Prints can be seen as a ‘poor relation’ in the art world but the latest printing technology allows designs to be printed in smaller batches, meaning print sellers don’t have to stick to safe or inoffensive designs to ensure they sell them all and make a return. In this way, King & McGaw has been able to introduce the work of young, emerging print artists to market, much like a dealer in a gallery. The company even has its own artist-in-residence programme.
Social media is key to King & McGraw’s operation. “Social media has become absolutely crucial for how we sell our work. It is perfect for attracting the audience we want – often young people interested in getting their first bit of art,” says co-founder Gyr King.
Technology has brought the art world to a bigger and broader audience – but once you have found your perfect treasure, how do you get it delivered safely? Van Girls, an all-female removals company with a specialism in art transit, is among the companies springing up to service this expanding market.

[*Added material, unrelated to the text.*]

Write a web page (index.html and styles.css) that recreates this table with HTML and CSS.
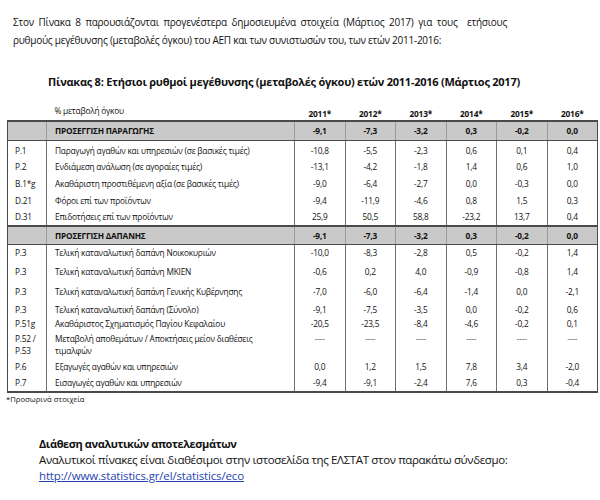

Founder Emma Lanman first started moving art on her days off from her former job as a firefighter. “One of my earliest customers was a street art print gallery in North London, called Jealous Gallery. And I did, in a former life, do a history of art degree and work in galleries, so immediately I was excited by the idea of art moving,” she says.
In such a flourishing sector, Lanman says there is plenty of work to go around.
“You don’t have to have giant, expensive art collections to have art anymore,” she says. “The Affordable Art Fair and others like it are for normal people who might spend £1000 on something that’s going to be in their living room. And, there’s definitely a whole world of moving for that.”